The bill preserves foreign NGOs' ability to use private funds for healthcare and advocacy—protecting services and civic participation abroad—while reducing U.S. officials' discretion to restrict partners, which may raise oversight and national security risks.
Nonprofit health providers overseas (and the patients they serve, including people with chronic conditions) can keep using private funds to provide medically necessary care without losing eligibility for U.S. assistance, preserving access to health services in partner countries.
Foreign NGOs are treated more like U.S. NGOs with respect to using private funds for advocacy and civic activity, reducing discriminatory restrictions and protecting their ability to engage in civic life.
U.S. foreign assistance officials may have less ability to exclude or limit partnerships with organizations whose privately funded activities abroad conflict with U.S. policy objectives, which could weaken policy coherence or create national security risks.
Limiting oversight of how aid recipients use privately provided funds for advocacy could complicate U.S. monitoring and increase reputational or legal risks for U.S. agencies operating in countries with repressive laws.
Based on analysis of 2 sections of legislative text.

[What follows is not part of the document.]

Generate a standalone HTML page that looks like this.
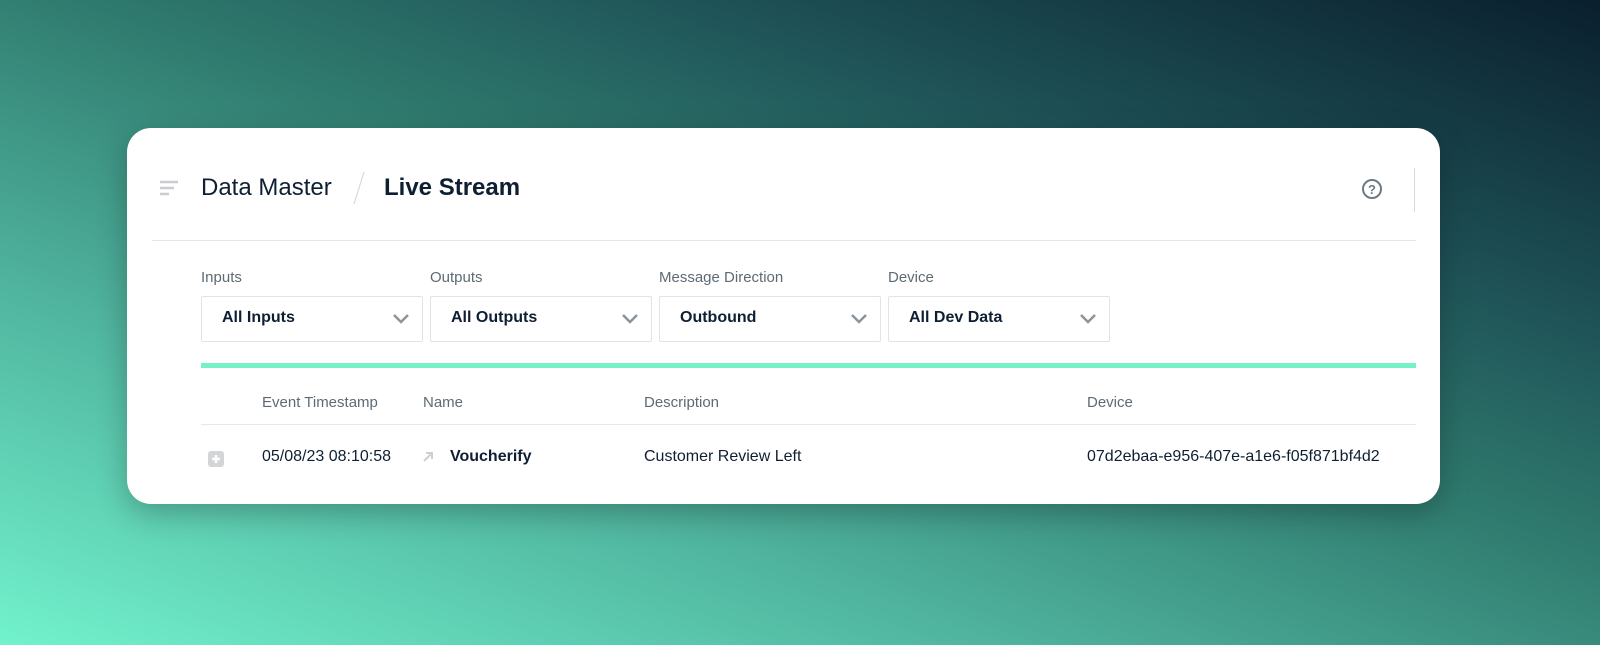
<!DOCTYPE html>
<html><head><style>
*{margin:0;padding:0;box-sizing:border-box}
body{width:1600px;height:645px;overflow:hidden;font-family:"Liberation Sans",sans-serif;background:linear-gradient(20deg,#72f2cd 0%,#4fb39d 30%,#2f7a6e 55%,#1d4f55 75%,#0a1f2d 100%);position:relative}
.card{position:absolute;left:127px;top:128px;width:1313px;height:376px;background:#fff;border-radius:24px;box-shadow:0 10px 30px rgba(0,0,0,.25)}
.abs{position:absolute}
.t{color:#0f1f33}
.lbl{font-size:15px;color:#5e6a73}
.sel{position:absolute;top:168px;width:222px;height:46px;border:1px solid #e1e4e6;border-radius:2px;font-size:16px;font-weight:bold;color:#0f1f33;padding:12px 0 0 20px}
.sel svg{position:absolute;right:12px;top:16px}
</style></head><body>
<div class="card">
 <svg class="abs" style="left:32px;top:52px" width="20" height="16"><g stroke="#c9cdd1" stroke-width="2.5"><line x1="1" y1="2" x2="19" y2="2"/><line x1="1" y1="8" x2="15" y2="8"/><line x1="1" y1="14" x2="10" y2="14"/></g></svg>
 <div class="abs t" style="left:74px;top:46px;font-size:24px">Data Master</div>
 <svg class="abs" style="left:224px;top:42px" width="16" height="36"><line x1="13" y1="2" x2="3" y2="34" stroke="#d0d4d7" stroke-width="1"/></svg>
 <div class="abs t" style="left:257px;top:46px;font-size:24px;font-weight:bold">Live Stream</div>
 <svg class="abs" style="left:1234px;top:50px" width="22" height="22"><circle cx="11" cy="11" r="9" fill="none" stroke="#6d7a84" stroke-width="2"/><text x="11" y="16" text-anchor="middle" font-size="13" font-weight="bold" fill="#6d7a84" font-family="Liberation Sans">?</text></svg>
 <div class="abs" style="left:1287px;top:40px;width:1px;height:44px;background:#d6d9dc"></div>
 <div class="abs" style="left:25px;top:112px;width:1264px;height:1px;background:#e3e6e8"></div>
 <div class="abs lbl" style="left:74px;top:141px">Inputs</div>
 <div class="abs lbl" style="left:303px;top:141px">Outputs</div>
 <div class="abs lbl" style="left:532px;top:141px">Message Direction</div>
 <div class="abs lbl" style="left:761px;top:141px">Device</div>
 <div class="sel" style="left:74px">All Inputs<svg width="18" height="12"><path d="M2 2l7 7 7-7" fill="none" stroke="#8a949b" stroke-width="2.5"/></svg></div>
 <div class="sel" style="left:303px">All Outputs<svg width="18" height="12"><path d="M2 2l7 7 7-7" fill="none" stroke="#8a949b" stroke-width="2.5"/></svg></div>
 <div class="sel" style="left:532px">Outbound<svg width="18" height="12"><path d="M2 2l7 7 7-7" fill="none" stroke="#8a949b" stroke-width="2.5"/></svg></div>
 <div class="sel" style="left:761px">All Dev Data<svg width="18" height="12"><path d="M2 2l7 7 7-7" fill="none" stroke="#8a949b" stroke-width="2.5"/></svg></div>
 <div class="abs" style="left:74px;top:235px;width:1215px;height:5px;background:#74f2c6"></div>
 <div class="abs lbl" style="left:135px;top:266px">Event Timestamp</div>
 <div class="abs lbl" style="left:296px;top:266px">Name</div>
 <div class="abs lbl" style="left:517px;top:266px">Description</div>
 <div class="abs lbl" style="left:960px;top:266px">Device</div>
 <div class="abs" style="left:74px;top:296px;width:1215px;height:1px;background:#e6e9eb"></div>
 <div class="abs" style="left:81px;top:323px;width:16px;height:16px;background:#d3d6d9;border-radius:3px"><svg width="16" height="16"><path d="M8 4v8M4 8h8" stroke="#fff" stroke-width="2.5"/></svg></div>
 <div class="abs t" style="left:135px;top:320px;font-size:16px">05/08/23 08:10:58</div>
 <svg class="abs" style="left:295px;top:323px" width="12" height="12"><path d="M2 10L10 2M4 2h6v6" fill="none" stroke="#cdd1d4" stroke-width="2"/></svg>
 <div class="abs t" style="left:323px;top:320px;font-size:16px;font-weight:bold">Voucherify</div>
 <div class="abs t" style="left:517px;top:320px;font-size:16px">Customer Review Left</div>
 <div class="abs t" style="left:960px;top:320px;font-size:16px">07d2ebaa-e956-407e-a1e6-f05f871bf4d2</div>
</div>
</body></html>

Introduced January 28, 2025 by Jeanne Shaheen · Last progress January 28, 2025
Prohibits U.S. agencies from declaring a foreign nongovernmental organization ineligible for U.S. foreign assistance or imposing extra restrictions solely because the organization uses non‑U.S. funds to provide health or medical services or to engage in advocacy. Those protections apply only when the services comply with the host country’s law and would not violate U.S. federal law if provided in the United States.